Stated problem -
Give every entry again, unchanged, and leave its images out.

--- Start of The records ---

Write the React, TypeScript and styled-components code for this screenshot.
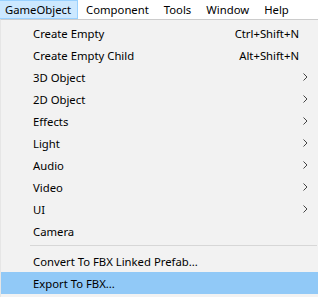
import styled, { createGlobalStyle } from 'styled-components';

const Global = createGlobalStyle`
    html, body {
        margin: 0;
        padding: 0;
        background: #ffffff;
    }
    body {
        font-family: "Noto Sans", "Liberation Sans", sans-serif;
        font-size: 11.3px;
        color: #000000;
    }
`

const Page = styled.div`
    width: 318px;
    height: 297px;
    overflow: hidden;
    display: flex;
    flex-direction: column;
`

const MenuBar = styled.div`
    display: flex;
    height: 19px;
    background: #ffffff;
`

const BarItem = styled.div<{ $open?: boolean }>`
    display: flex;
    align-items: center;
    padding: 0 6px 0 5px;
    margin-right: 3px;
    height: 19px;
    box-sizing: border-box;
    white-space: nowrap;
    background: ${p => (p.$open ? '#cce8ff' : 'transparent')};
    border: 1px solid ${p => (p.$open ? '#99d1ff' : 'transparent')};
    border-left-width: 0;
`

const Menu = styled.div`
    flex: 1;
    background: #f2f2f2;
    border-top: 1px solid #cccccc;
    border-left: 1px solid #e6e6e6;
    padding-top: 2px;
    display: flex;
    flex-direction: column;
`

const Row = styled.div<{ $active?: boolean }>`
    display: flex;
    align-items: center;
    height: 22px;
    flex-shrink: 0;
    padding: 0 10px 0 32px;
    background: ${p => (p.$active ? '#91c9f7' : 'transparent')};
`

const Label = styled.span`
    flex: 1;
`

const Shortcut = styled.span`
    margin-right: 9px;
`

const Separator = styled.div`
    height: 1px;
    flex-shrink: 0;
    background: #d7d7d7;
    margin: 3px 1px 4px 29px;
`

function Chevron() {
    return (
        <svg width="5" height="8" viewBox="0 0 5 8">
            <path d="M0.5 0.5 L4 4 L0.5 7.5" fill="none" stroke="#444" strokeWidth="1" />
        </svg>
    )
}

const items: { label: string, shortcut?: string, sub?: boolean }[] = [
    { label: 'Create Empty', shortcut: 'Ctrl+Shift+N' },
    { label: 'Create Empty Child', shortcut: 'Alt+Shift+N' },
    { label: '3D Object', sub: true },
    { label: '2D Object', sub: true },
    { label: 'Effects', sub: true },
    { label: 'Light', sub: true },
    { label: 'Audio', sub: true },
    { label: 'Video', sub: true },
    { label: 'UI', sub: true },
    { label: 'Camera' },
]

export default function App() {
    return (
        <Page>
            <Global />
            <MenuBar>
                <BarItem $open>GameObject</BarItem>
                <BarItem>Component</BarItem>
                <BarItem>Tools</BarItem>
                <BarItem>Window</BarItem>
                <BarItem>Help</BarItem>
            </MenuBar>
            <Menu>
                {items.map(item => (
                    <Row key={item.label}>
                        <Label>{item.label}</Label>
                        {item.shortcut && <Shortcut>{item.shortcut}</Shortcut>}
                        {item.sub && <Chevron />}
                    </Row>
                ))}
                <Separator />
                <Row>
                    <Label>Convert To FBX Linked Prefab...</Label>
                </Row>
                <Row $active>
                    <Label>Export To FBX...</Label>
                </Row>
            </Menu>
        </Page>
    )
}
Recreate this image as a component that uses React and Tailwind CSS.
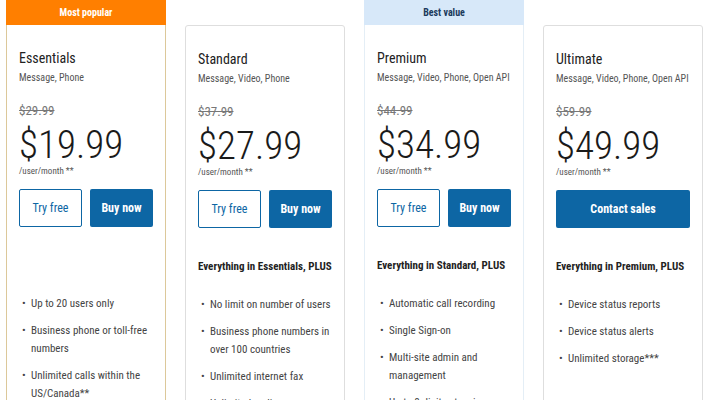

--- End of The records ---

Task solution -
Write the React, TypeScript and styled-components code for this screenshot.
import styled, { createGlobalStyle } from 'styled-components';

const Global = createGlobalStyle`
    html, body {
        margin: 0;
        padding: 0;
        background: #ffffff;
    }
    body {
        font-family: "Noto Sans", "Liberation Sans", sans-serif;
        font-size: 11.3px;
        color: #000000;
    }
`

const Page = styled.div`
    width: 318px;
    height: 297px;
    overflow: hidden;
    display: flex;
    flex-direction: column;
`

const MenuBar = styled.div`
    display: flex;
    height: 19px;
    background: #ffffff;
`

const BarItem = styled.div<{ $open?: boolean }>`
    display: flex;
    align-items: center;
    padding: 0 6px 0 5px;
    margin-right: 3px;
    height: 19px;
    box-sizing: border-box;
    white-space: nowrap;
    background: ${p => (p.$open ? '#cce8ff' : 'transparent')};
    border: 1px solid ${p => (p.$open ? '#99d1ff' : 'transparent')};
    border-left-width: 0;
`

const Menu = styled.div`
    flex: 1;
    background: #f2f2f2;
    border-top: 1px solid #cccccc;
    border-left: 1px solid #e6e6e6;
    padding-top: 2px;
    display: flex;
    flex-direction: column;
`

const Row = styled.div<{ $active?: boolean }>`
    display: flex;
    align-items: center;
    height: 22px;
    flex-shrink: 0;
    padding: 0 10px 0 32px;
    background: ${p => (p.$active ? '#91c9f7' : 'transparent')};
`

const Label = styled.span`
    flex: 1;
`

const Shortcut = styled.span`
    margin-right: 9px;
`

const Separator = styled.div`
    height: 1px;
    flex-shrink: 0;
    background: #d7d7d7;
    margin: 3px 1px 4px 29px;
`

function Chevron() {
    return (
        <svg width="5" height="8" viewBox="0 0 5 8">
            <path d="M0.5 0.5 L4 4 L0.5 7.5" fill="none" stroke="#444" strokeWidth="1" />
        </svg>
    )
}

const items: { label: string, shortcut?: string, sub?: boolean }[] = [
    { label: 'Create Empty', shortcut: 'Ctrl+Shift+N' },
    { label: 'Create Empty Child', shortcut: 'Alt+Shift+N' },
    { label: '3D Object', sub: true },
    { label: '2D Object', sub: true },
    { label: 'Effects', sub: true },
    { label: 'Light', sub: true },
    { label: 'Audio', sub: true },
    { label: 'Video', sub: true },
    { label: 'UI', sub: true },
    { label: 'Camera' },
]

export default function App() {
    return (
        <Page>
            <Global />
            <MenuBar>
                <BarItem $open>GameObject</BarItem>
                <BarItem>Component</BarItem>
                <BarItem>Tools</BarItem>
                <BarItem>Window</BarItem>
                <BarItem>Help</BarItem>
            </MenuBar>
            <Menu>
                {items.map(item => (
                    <Row key={item.label}>
                        <Label>{item.label}</Label>
                        {item.shortcut && <Shortcut>{item.shortcut}</Shortcut>}
                        {item.sub && <Chevron />}
                    </Row>
                ))}
                <Separator />
                <Row>
                    <Label>Convert To FBX Linked Prefab...</Label>
                </Row>
                <Row $active>
                    <Label>Export To FBX...</Label>
                </Row>
            </Menu>
        </Page>
    )
}
Recreate this image as a component that uses React and Tailwind CSS.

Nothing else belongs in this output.